Chicago electronic maestro DJ Rashad has built his reputation on being a pioneering figure in the footwork scene, along with frequent collaborator and pal, DJ Spinn. Last years record TEKLIFE Vol 1: Welcome To The Chi was widely praised, and there never seemed to be any doubt that a follow-up would shortly surface – and, now on UK label Hyperdub, it has, in the form of Rollin', a short-but-sweet EP showcasing the conventions of the genre with flair and attention to detail. It may only be four tracks, but the mini-release is muscular and a good introduction for the uninitiated.

Footwork is characterised by rapid, caffeine-overdose beats (usually around the 160bpm mark), slashed samples and powerdrill bass – it's not a meek genre, nor a particularly subtle one, and the main reason behind the music is to provide a backing for a subgenre of modern breakdance, also called footwork, for what should be pretty obvious reasons. The style has crossed into the semi-mainstream, permeating overseas airwaves and clubs across Europe. DJ Rashad has made his name honing the genre, ironing out the kinks and generally spearheading innovation within the movement alongside some other contemporaries like the aforementions DJ Spinn.

This EP is filled with excellence, and although footwork is notorious for its pace and relentlessness, there are plenty of moments on Rollin' where you can find solace and breathing room. The Rashad/Spinn collaboration 'Broken Hearts' nurtures 90s hip-hop synths and wildly mutated samples, lending the cut a pop sheen for the ¾ 808s to pulse underneath. Though the rhythm is at times intense, it's plenty smooth enough, and there's no sensation of pummelling. 'Let Go' on the other hand, with its overt nods to jungle, wields a brutal pace. Those with headaches may want to leave the room. Trancey synths ebb in the background as percussive mayhem reigns absolute, polyrhythms weaving between each other in a hypnotic, precise strike.

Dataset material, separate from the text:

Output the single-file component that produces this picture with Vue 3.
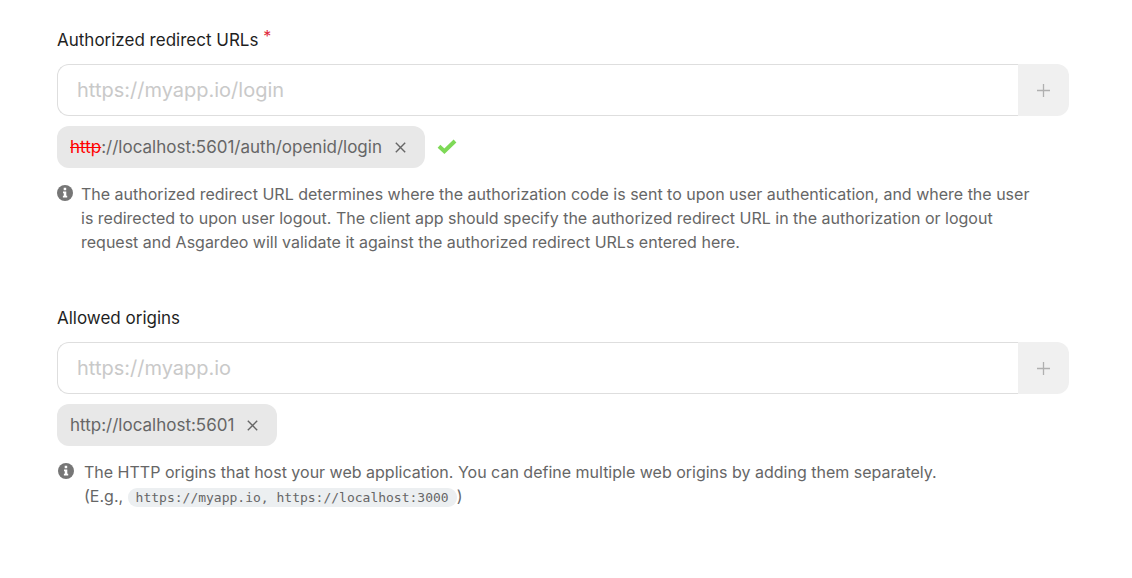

This is a solid EP from one of the genres most prolific stars, something of a 'beginners guide' to footwork, demonstrating the most vital elements. That's not to say it doesn't inject originality though – there are times where the rhythms are more lethargic, the beat drops far slower, and jungle references linger. While it has the hallmarks of footwork, Rashad provides variation on the theme. The minor gripes lay within the presentation of the music: it comes across as quite understated at times when he just needs to explode, and occasionally some of the tinnier synths are fatiguing on the ears. It's just a little rough around the edges, which some people may even find alluring. DJ Rashad evidently has many tricks up his sleeve and ideas stashed away, so hopefully we can expect more in the not too distant future.